私が悲しい顔をすれば、人物画も悲しい顔をします。私が幸せそうに見えれば、人物画も幸せそうに見えます。それはアートであると同時に、心理学の要素も入ってきます。また、顔認識と巧妙な操作も関係してきます。

アメリカの大学は、新たな学位を発明するのが得意です。ファッションやソーシシャルメディアなど、そういった類の新しい学位もあります。

新しい分野は常に生まれています。アメリカで新分野が誕生すると、誰かがすぐに専攻科目を作ります。その分野で人を雇いたいと考えるからです。デジタル・ジャーナリズムがそのような例として挙げられます。

学生が自分で専攻科目を考案することもしばしばあり、6カ月後には我々がそれを他の学生に提供したりします。

EducationUSA主催の「アメリカ芸術系大学留学フェア」で講演するボーウェン博士。2019年11月20日

EducationUSA主催の「アメリカ芸術系大学留学フェア」で講演するボーウェン博士。2019年11月20日

アメリカン・ビュー: アメリカ留学を希望する日本人学生にアドバイスをお願いします。

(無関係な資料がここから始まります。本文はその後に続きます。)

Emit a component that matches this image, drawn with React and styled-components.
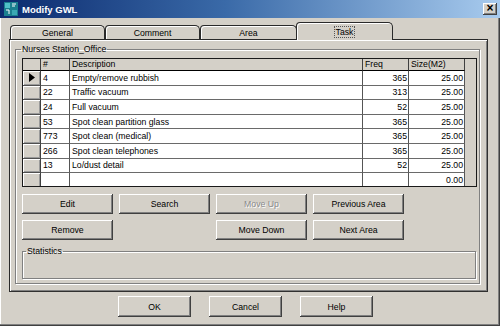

ボーウェン博士:アメリカの大学は、できるだけ多様な人たちに来てもらいたいと考えています。なぜなら、大学は学生が成長する場所であり、彼らが異なる考え方に触れ、苦労しながら進むのが良いことだと考えられているからです。

その狙いは、学生が違和感を持ち、自身の前提を見直すことです。我々は学生に、自分の基本的な考え方全てに疑問を持ってもらいたいと思っています。それが、我々が新たな問題を解決する方法だからです。

アメリカの教育では、何を専攻するかは問題ではありません。興味のある分野を選べばよいでしょう。肝心なことは、幅広い教育を受け、道具箱からあらゆるツールを得ること。そして、卒業するまでに考え方を柔軟に変えられるよう準備し、新たな物事を学べるようにすることです。

ほとんどの雇用主がそのように望むと我々に述べています。それはアメリカだけでなく、日本でも同じことが言えるでしょう。